[Required task] Transcribe the listing verbatim. Do not carry over any pictures.

[Data segment]

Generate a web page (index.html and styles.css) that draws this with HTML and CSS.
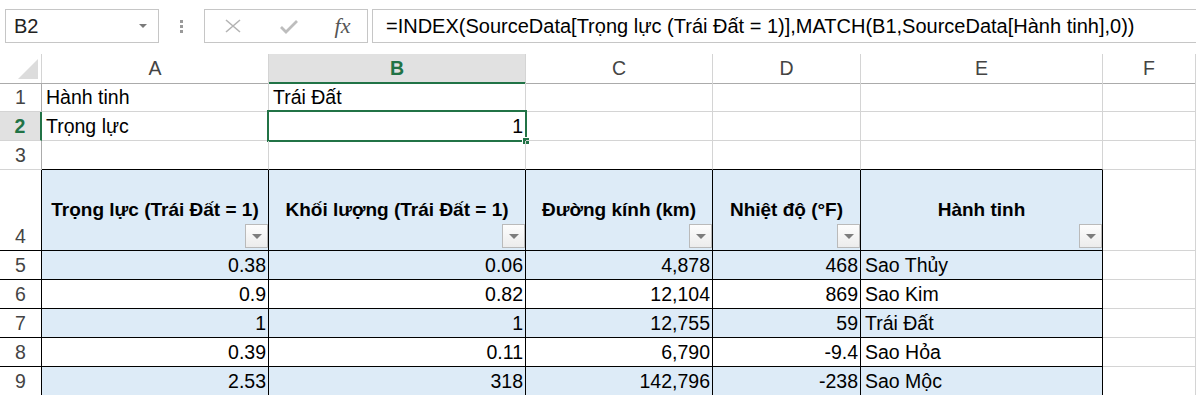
FILE: index.html
```html
<!doctype html>
<html>
<head>
<meta charset="utf-8">
<title>Trọng lực hành tinh</title>
	<link rel="stylesheet" href="styles.css">
</head>
<body>
	<div class="formula-bar">
		<div class="name-box">B2<span class="caret"></span></div>
		<div class="grip"><i></i><i></i><i></i></div>
		<div class="fx-group">
			<span class="fx-btn">
				<svg width="18" height="18" viewBox="0 0 18 18"><path d="M2 3 L16 15 M16 3 L2 15" stroke="#b4b4b4" stroke-width="1.6" fill="none"/></svg>
			</span>
			<span class="fx-btn">
				<svg width="20" height="18" viewBox="0 0 20 18"><path d="M2 10 L7 15 L18 4" stroke="#bdbdbd" stroke-width="2.8" fill="none"/></svg>
			</span>
			<span class="fx-btn fx">fx</span>
		</div>
		<div class="formula">=INDEX(SourceData[Trọng lực (Trái Đất = 1)],MATCH(B1,SourceData[Hành tinh],0))</div>
	</div>

	<div class="sheet">
		<div class="row">
			<div class="c corner"><span class="tri"></span></div>
			<div class="c h">A</div>
			<div class="c h sel">B</div>
			<div class="c h">C</div>
			<div class="c h">D</div>
			<div class="c h">E</div>
			<div class="c h">F</div>
		</div>
		<div class="row">
			<div class="c n">1</div>
			<div class="c">Hành tinh</div>
			<div class="c">Trái Đất</div>
			<div class="c"></div>
			<div class="c"></div>
			<div class="c"></div>
			<div class="c"></div>
		</div>
		<div class="row">
			<div class="c n sel">2</div>
			<div class="c">Trọng lực</div>
			<div class="c r active">1<span class="cursor"><span class="handle"></span></span></div>
			<div class="c"></div>
			<div class="c"></div>
			<div class="c"></div>
			<div class="c"></div>
		</div>
		<div class="row">
			<div class="c n">3</div>
			<div class="c top"></div>
			<div class="c top"></div>
			<div class="c top"></div>
			<div class="c top"></div>
			<div class="c top"></div>
			<div class="c"></div>
		</div>
		<div class="row tall">
			<div class="c n t">4</div>
			<div class="c t b th">Trọng lực (Trái Đất = 1)<span class="filter"></span></div>
			<div class="c t b th">Khối lượng (Trái Đất = 1)<span class="filter"></span></div>
			<div class="c t b th">Đường kính (km)<span class="filter"></span></div>
			<div class="c t b th">Nhiệt độ (°F)<span class="filter"></span></div>
			<div class="c t b th">Hành tinh<span class="filter"></span></div>
			<div class="c"></div>
		</div>
		<div class="row">
			<div class="c n t">5</div>
			<div class="c t b r">0.38</div>
			<div class="c t b r">0.06</div>
			<div class="c t b r">4,878</div>
			<div class="c t b r">468</div>
			<div class="c t b">Sao Thủy</div>
			<div class="c"></div>
		</div>
		<div class="row">
			<div class="c n t">6</div>
			<div class="c t r">0.9</div>
			<div class="c t r">0.82</div>
			<div class="c t r">12,104</div>
			<div class="c t r">869</div>
			<div class="c t">Sao Kim</div>
			<div class="c"></div>
		</div>
		<div class="row">
			<div class="c n t">7</div>
			<div class="c t b r">1</div>
			<div class="c t b r">1</div>
			<div class="c t b r">12,755</div>
			<div class="c t b r">59</div>
			<div class="c t b">Trái Đất</div>
			<div class="c"></div>
		</div>
		<div class="row">
			<div class="c n t">8</div>
			<div class="c t r">0.39</div>
			<div class="c t r">0.11</div>
			<div class="c t r">6,790</div>
			<div class="c t r">-9.4</div>
			<div class="c t">Sao Hỏa</div>
			<div class="c"></div>
		</div>
		<div class="row">
			<div class="c n t">9</div>
			<div class="c t b r">2.53</div>
			<div class="c t b r">318</div>
			<div class="c t b r">142,796</div>
			<div class="c t b r">-238</div>
			<div class="c t b">Sao Mộc</div>
			<div class="c"></div>
		</div>
	</div>
</body>
</html>
```

FILE: styles.css
```css
*{
	margin: 0;
	padding: 0;
	box-sizing: border-box;
}
body{
	width: 1196px;
	height: 395px;
	overflow: hidden;
	background: #fff;
	color: #000;
	font-family: "Liberation Sans", Arial, sans-serif;
}

/* formula bar */
.formula-bar{
	display: flex;
	height: 54px;
	padding-top: 9px;
	padding-bottom: 11px;
}
.name-box{
	display: flex;
	align-items: center;
	width: 154px;
	margin-left: 5px;
	padding-left: 8px;
	border: 1px solid #c6c6c6;
	font-size: 20px;
	color: #222;
}
.caret{
	margin-left: auto;
	margin-right: 11px;
	border-left: 4px solid transparent;
	border-right: 4px solid transparent;
	border-top: 4px solid #7a7a7a;
}
.grip{
	display: flex;
	flex-direction: column;
	align-items: center;
	justify-content: center;
	gap: 2px;
	width: 45px;
}
.grip i{
	width: 3px;
	height: 3px;
	background: #9a9a9a;
}
.fx-group{
	display: grid;
	grid-template-columns: 56px 55px 53px;
	width: 164px;
	border: 1px solid #c6c6c6;
}
.fx-btn{
	display: flex;
	align-items: center;
	justify-content: center;
}
.fx{
	font-family: "Liberation Serif", serif;
	font-style: italic;
	font-size: 22px;
	color: #555;
}
.formula{
	flex: 1;
	margin-left: 4px;
	padding-left: 13px;
	border: 1px solid #c6c6c6;
	border-right: none;
	font-size: 20px;
	line-height: 32px;
	white-space: nowrap;
	overflow: hidden;
}

/* grid */
.row{
	display: grid;
	grid-template-columns: 42px 227px 257px 187px 148px 242px 93px;
	height: 29px;
}
.row.tall{
	height: 81px;
}
.c{
	position: relative;
	padding: 0 4px;
	border-right: 1px solid #d4d4d4;
	border-bottom: 1px solid #d4d4d4;
	font-size: 19.5px;
	line-height: 28px;
	white-space: nowrap;
}
.h{
	text-align: center;
	color: #444;
	border-bottom-color: #ababab;
}
.h.sel{
	background: #e1e1e1;
	color: #217346;
	font-weight: bold;
	border-bottom: 2px solid #217346;
}
.corner{
	display: flex;
	justify-content: flex-end;
	align-items: flex-end;
	padding: 0 3px 4px 0;
	border-bottom-color: #ababab;
}
.tri{
	border-left: 20px solid transparent;
	border-bottom: 20px solid #dcdcdc;
}
.n{
	padding: 0;
	text-align: center;
	color: #444;
	border-right-color: #ababab;
}
.n.sel{
	background: #e1e1e1;
	color: #217346;
	font-weight: bold;
	border-right: 2px solid #217346;
}
.tall .n{
	display: flex;
	align-items: flex-end;
	justify-content: center;
}
.r{
	text-align: right;
	padding-right: 2px;
}

/* selected cell */
.cursor{
	position: absolute;
	top: -2px;
	left: -2px;
	right: -2px;
	bottom: -2px;
	border: 2px solid #217346;
}
.handle{
	position: absolute;
	right: -5px;
	bottom: -5px;
	width: 8px;
	height: 8px;
	background: #217346;
	border: 1px solid #fff;
}

/* table */
.top{
	border-bottom-color: #000;
}
.t{
	border-right-color: #000;
	border-bottom-color: #000;
}
.b{
	background: #ddebf7;
}
.th{
	display: flex;
	align-items: center;
	justify-content: center;
	font-weight: bold;
	font-size: 19px;
}
.filter{
	position: absolute;
	right: 0;
	bottom: 2px;
	width: 23px;
	height: 24px;
	border: 1px solid #bababa;
	background: linear-gradient(#fdfdfd, #ececec);
}
.filter::after{
	content: "";
	position: absolute;
	left: 6px;
	top: 9px;
	border-left: 5px solid transparent;
	border-right: 5px solid transparent;
	border-top: 5px solid #7d7d7d;
}
```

[Output of the exercise]
Generate a web page (index.html and styles.css) that draws this with HTML and CSS.
FILE: index.html
```html
<!doctype html>
<html>
<head>
<meta charset="utf-8">
<title>Trọng lực hành tinh</title>
	<link rel="stylesheet" href="styles.css">
</head>
<body>
	<div class="formula-bar">
		<div class="name-box">B2<span class="caret"></span></div>
		<div class="grip"><i></i><i></i><i></i></div>
		<div class="fx-group">
			<span class="fx-btn">
				<svg width="18" height="18" viewBox="0 0 18 18"><path d="M2 3 L16 15 M16 3 L2 15" stroke="#b4b4b4" stroke-width="1.6" fill="none"/></svg>
			</span>
			<span class="fx-btn">
				<svg width="20" height="18" viewBox="0 0 20 18"><path d="M2 10 L7 15 L18 4" stroke="#bdbdbd" stroke-width="2.8" fill="none"/></svg>
			</span>
			<span class="fx-btn fx">fx</span>
		</div>
		<div class="formula">=INDEX(SourceData[Trọng lực (Trái Đất = 1)],MATCH(B1,SourceData[Hành tinh],0))</div>
	</div>

	<div class="sheet">
		<div class="row">
			<div class="c corner"><span class="tri"></span></div>
			<div class="c h">A</div>
			<div class="c h sel">B</div>
			<div class="c h">C</div>
			<div class="c h">D</div>
			<div class="c h">E</div>
			<div class="c h">F</div>
		</div>
		<div class="row">
			<div class="c n">1</div>
			<div class="c">Hành tinh</div>
			<div class="c">Trái Đất</div>
			<div class="c"></div>
			<div class="c"></div>
			<div class="c"></div>
			<div class="c"></div>
		</div>
		<div class="row">
			<div class="c n sel">2</div>
			<div class="c">Trọng lực</div>
			<div class="c r active">1<span class="cursor"><span class="handle"></span></span></div>
			<div class="c"></div>
			<div class="c"></div>
			<div class="c"></div>
			<div class="c"></div>
		</div>
		<div class="row">
			<div class="c n">3</div>
			<div class="c top"></div>
			<div class="c top"></div>
			<div class="c top"></div>
			<div class="c top"></div>
			<div class="c top"></div>
			<div class="c"></div>
		</div>
		<div class="row tall">
			<div class="c n t">4</div>
			<div class="c t b th">Trọng lực (Trái Đất = 1)<span class="filter"></span></div>
			<div class="c t b th">Khối lượng (Trái Đất = 1)<span class="filter"></span></div>
			<div class="c t b th">Đường kính (km)<span class="filter"></span></div>
			<div class="c t b th">Nhiệt độ (°F)<span class="filter"></span></div>
			<div class="c t b th">Hành tinh<span class="filter"></span></div>
			<div class="c"></div>
		</div>
		<div class="row">
			<div class="c n t">5</div>
			<div class="c t b r">0.38</div>
			<div class="c t b r">0.06</div>
			<div class="c t b r">4,878</div>
			<div class="c t b r">468</div>
			<div class="c t b">Sao Thủy</div>
			<div class="c"></div>
		</div>
		<div class="row">
			<div class="c n t">6</div>
			<div class="c t r">0.9</div>
			<div class="c t r">0.82</div>
			<div class="c t r">12,104</div>
			<div class="c t r">869</div>
			<div class="c t">Sao Kim</div>
			<div class="c"></div>
		</div>
		<div class="row">
			<div class="c n t">7</div>
			<div class="c t b r">1</div>
			<div class="c t b r">1</div>
			<div class="c t b r">12,755</div>
			<div class="c t b r">59</div>
			<div class="c t b">Trái Đất</div>
			<div class="c"></div>
		</div>
		<div class="row">
			<div class="c n t">8</div>
			<div class="c t r">0.39</div>
			<div class="c t r">0.11</div>
			<div class="c t r">6,790</div>
			<div class="c t r">-9.4</div>
			<div class="c t">Sao Hỏa</div>
			<div class="c"></div>
		</div>
		<div class="row">
			<div class="c n t">9</div>
			<div class="c t b r">2.53</div>
			<div class="c t b r">318</div>
			<div class="c t b r">142,796</div>
			<div class="c t b r">-238</div>
			<div class="c t b">Sao Mộc</div>
			<div class="c"></div>
		</div>
	</div>
</body>
</html>
```

FILE: styles.css
```css
*{
	margin: 0;
	padding: 0;
	box-sizing: border-box;
}
body{
	width: 1196px;
	height: 395px;
	overflow: hidden;
	background: #fff;
	color: #000;
	font-family: "Liberation Sans", Arial, sans-serif;
}

/* formula bar */
.formula-bar{
	display: flex;
	height: 54px;
	padding-top: 9px;
	padding-bottom: 11px;
}
.name-box{
	display: flex;
	align-items: center;
	width: 154px;
	margin-left: 5px;
	padding-left: 8px;
	border: 1px solid #c6c6c6;
	font-size: 20px;
	color: #222;
}
.caret{
	margin-left: auto;
	margin-right: 11px;
	border-left: 4px solid transparent;
	border-right: 4px solid transparent;
	border-top: 4px solid #7a7a7a;
}
.grip{
	display: flex;
	flex-direction: column;
	align-items: center;
	justify-content: center;
	gap: 2px;
	width: 45px;
}
.grip i{
	width: 3px;
	height: 3px;
	background: #9a9a9a;
}
.fx-group{
	display: grid;
	grid-template-columns: 56px 55px 53px;
	width: 164px;
	border: 1px solid #c6c6c6;
}
.fx-btn{
	display: flex;
	align-items: center;
	justify-content: center;
}
.fx{
	font-family: "Liberation Serif", serif;
	font-style: italic;
	font-size: 22px;
	color: #555;
}
.formula{
	flex: 1;
	margin-left: 4px;
	padding-left: 13px;
	border: 1px solid #c6c6c6;
	border-right: none;
	font-size: 20px;
	line-height: 32px;
	white-space: nowrap;
	overflow: hidden;
}

/* grid */
.row{
	display: grid;
	grid-template-columns: 42px 227px 257px 187px 148px 242px 93px;
	height: 29px;
}
.row.tall{
	height: 81px;
}
.c{
	position: relative;
	padding: 0 4px;
	border-right: 1px solid #d4d4d4;
	border-bottom: 1px solid #d4d4d4;
	font-size: 19.5px;
	line-height: 28px;
	white-space: nowrap;
}
.h{
	text-align: center;
	color: #444;
	border-bottom-color: #ababab;
}
.h.sel{
	background: #e1e1e1;
	color: #217346;
	font-weight: bold;
	border-bottom: 2px solid #217346;
}
.corner{
	display: flex;
	justify-content: flex-end;
	align-items: flex-end;
	padding: 0 3px 4px 0;
	border-bottom-color: #ababab;
}
.tri{
	border-left: 20px solid transparent;
	border-bottom: 20px solid #dcdcdc;
}
.n{
	padding: 0;
	text-align: center;
	color: #444;
	border-right-color: #ababab;
}
.n.sel{
	background: #e1e1e1;
	color: #217346;
	font-weight: bold;
	border-right: 2px solid #217346;
}
.tall .n{
	display: flex;
	align-items: flex-end;
	justify-content: center;
}
.r{
	text-align: right;
	padding-right: 2px;
}

/* selected cell */
.cursor{
	position: absolute;
	top: -2px;
	left: -2px;
	right: -2px;
	bottom: -2px;
	border: 2px solid #217346;
}
.handle{
	position: absolute;
	right: -5px;
	bottom: -5px;
	width: 8px;
	height: 8px;
	background: #217346;
	border: 1px solid #fff;
}

/* table */
.top{
	border-bottom-color: #000;
}
.t{
	border-right-color: #000;
	border-bottom-color: #000;
}
.b{
	background: #ddebf7;
}
.th{
	display: flex;
	align-items: center;
	justify-content: center;
	font-weight: bold;
	font-size: 19px;
}
.filter{
	position: absolute;
	right: 0;
	bottom: 2px;
	width: 23px;
	height: 24px;
	border: 1px solid #bababa;
	background: linear-gradient(#fdfdfd, #ececec);
}
.filter::after{
	content: "";
	position: absolute;
	left: 6px;
	top: 9px;
	border-left: 5px solid transparent;
	border-right: 5px solid transparent;
	border-top: 5px solid #7d7d7d;
}
```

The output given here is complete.